Bianca Tudor

Bianca Tudor, Elite Business Women: Train your employees on the benefits D&I will have on THEM

Bianca Tudor, CEO & Founder of Elite Business Women, a 10,000-strong organisation supporting women around the world, has been in an entrepreneur mindset since starting her first job at 19. Today, she is an advocate for women in business, equality, diversity, and inclusion, and a better workplace in the post-Covid-19 world.

1. How do you see the ‘new normal’ in the workplace? What are some of the steps you are taking to prepare employees for this new reality as they are returning to work?

Bianca Tudor: Normal in the workplace is something that in the developed economies was a habit – teleworking, digitalisation for companies, organisational culture, employees benefits, and working with an Action Plan and KPIs.

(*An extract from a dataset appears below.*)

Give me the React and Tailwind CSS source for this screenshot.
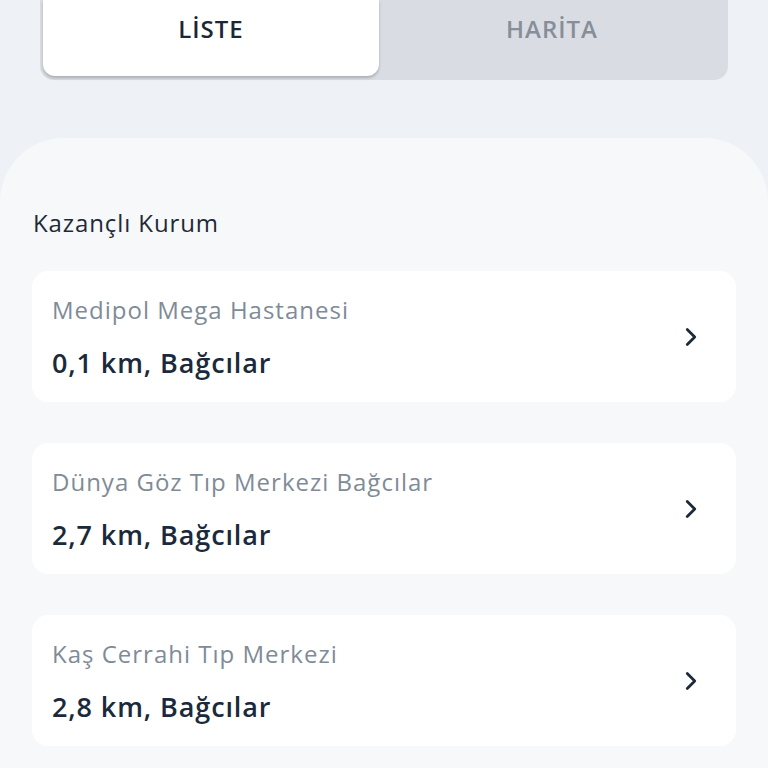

I think the first step is to reinforce the brand identity – mission, vision, values – and make sure all employees are committed to it. Then create a healthy, people-orientated organisational culture, invest in your people and make sure you give them permission to really make a contribution.

Last, but not least, business means structure, KPIs, performance, and profitability, and all employees should be part of that.

2. As we are rebuilding the workplace now, how can companies put equality, diversity, and inclusion at the core of their HR strategies? What are some of the things employers can do to make the workplace more inclusive?

Bianca Tudor: It is a period of rebirth, rebuilding, and new beginnings. We cannot come after Covid-19 with the same practices in business. I think quotas on diversity/equality would only reinforce the gaps, the positive discrimination feeling, and the segregation between men and women.

What we need to change is the approach, not the goal! Start by training your employees on the benefits that diversity and equality will have on THEM. We are self-centred as human beings. Think about the infusion of talent, knowledge, and skills that diversity and equality will have on your team and company. For every 1% increase in diversity, your company revenues will increase by 3%. We need to make sure we educate before we regulate.

3. How do you create a work culture where people embrace equality, diversity, and inclusion?

Bianca Tudor: It is always difficult to embrace the fact that we are so different, in race, gender, religion, or sexual orientation, in a world in which we crave for the feeling of being accepted and loved. What we need to start doing is to understand that we have some social stereotypes on automatic pilot. For example, a mature woman, of 50+, will sometimes discriminate against a young, beautiful woman on a job interview, unintentionally. Make sure you know that and reinforce your rational thinking.

In a social study in Australia, white people were caught involuntary misjudging people of colour in psychology tests. And when presented with the results, they were amazed by the fact that they may display racist behaviour.

Secondly, people should enjoy basic education/training on the positive results we see when we embrace equality, diversity, and inclusion. We have to present people with even more role models from the discriminated-against categories – people of colour,  disabled individuals, young women, elderly people (they have huge challenges in the workplace), and people from the LGBTQ+ community.

For every 1% increase in diversity, your company revenues will increase by 3%. We need to make sure we educate before we regulate.

4. Will flexible working become the norm? How can corporates work around this new reality?

Bianca Tudor: I am a Millennial, therefore have always craved for flexible working hours and to make an impact in the corporations I used to work for. This is how I became an entrepreneur because they were, in the beginning, hiring Millennials but didn’t change fast as a culture to keep up with what my generation was looking for. Now, as an entrepreneur, I have to work with the younger generations and make sure I am able to understand them.

I will advise companies to have a strategy on teleworking, flexible hours, online and offline work, and team buildings; be more clear about their business goals, key target figures, what the company gains by achieving its KPIs, and what they lose when they fail to reach their targets.

5. What can women in business around the world do in order to promote equality in the new workplace?

Bianca Tudor: First, properly educate our girls and boys on equality and make sure we don’t raise our girls to believe in Snow White fairy tales. We need to educate girls to be sharp, determined, to articulate their opinions, and to have a voice. We need to educate boys to treat girls and women as their equals.

We need to involve more men in promoting gender equality and we need to promote more role models in gender equality, the way Canada and the Scandinavian countries have done. We need more women to work together, to be united, and to set a positive example. It all starts with us!

We need to educate girls to be sharp, determined, to articulate their opinions, to have a voice. We need to educate boys to treat girls and women as their equals.